The procession formed up in the great Hall of the Annids, deep within the Wall. The grand folk in their fine robes and cloaks of office circulated, murmuring as they got into their rank order. Voro found Milaqa, and here was Mi, blushingly dressed up in a costume not unlike that Milaqa had worn when she had been sent to seduce Qirum’s heart, and poison his body.
A blast sounded, on a very ancient deer-bone horn.
Riban took the first steps on the flight up to the Wall’s surface, leading the procession. The young priest wore an ornate deer-skull head-dress over purple-dyed hair, with holy words in the circle-and-slash Etxelur calligraphy painted on his cheeks, and his mouth bulged with the ancient wolf’s jaw pushed in there in place of his own extracted teeth. He looked the part, Milaqa thought. Riban was head of the House of the Wolves now, somewhat to his own surprise, but he was the most senior priest to have survived the plague, and now here he was leading the holiest of all Etxelur’s ceremonial processions, the commemoration of the Annids.

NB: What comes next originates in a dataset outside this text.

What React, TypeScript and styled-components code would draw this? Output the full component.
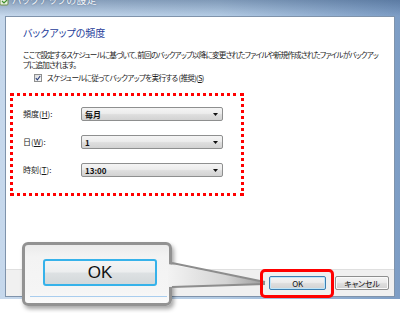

Riban was not the only young Northlander to have stepped up in rank. Possibly thanks to Kilushepa’s stern advice about cleanliness and isolation, Hatti taboos imported to Northland, few in Northland beyond New Troy had died of the disease. But even deep within the Wall’s recesses some of the oldest and the very youngest, the highest to the lowest, had been taken by the plague. And so many of the great old Houses of Etxelur were led now by representatives of younger generations, and glancing around Milaqa saw that many of those wearing the ornate cloaks were no older than she was. The gathering had a youthful, refreshed feeling about it, she thought.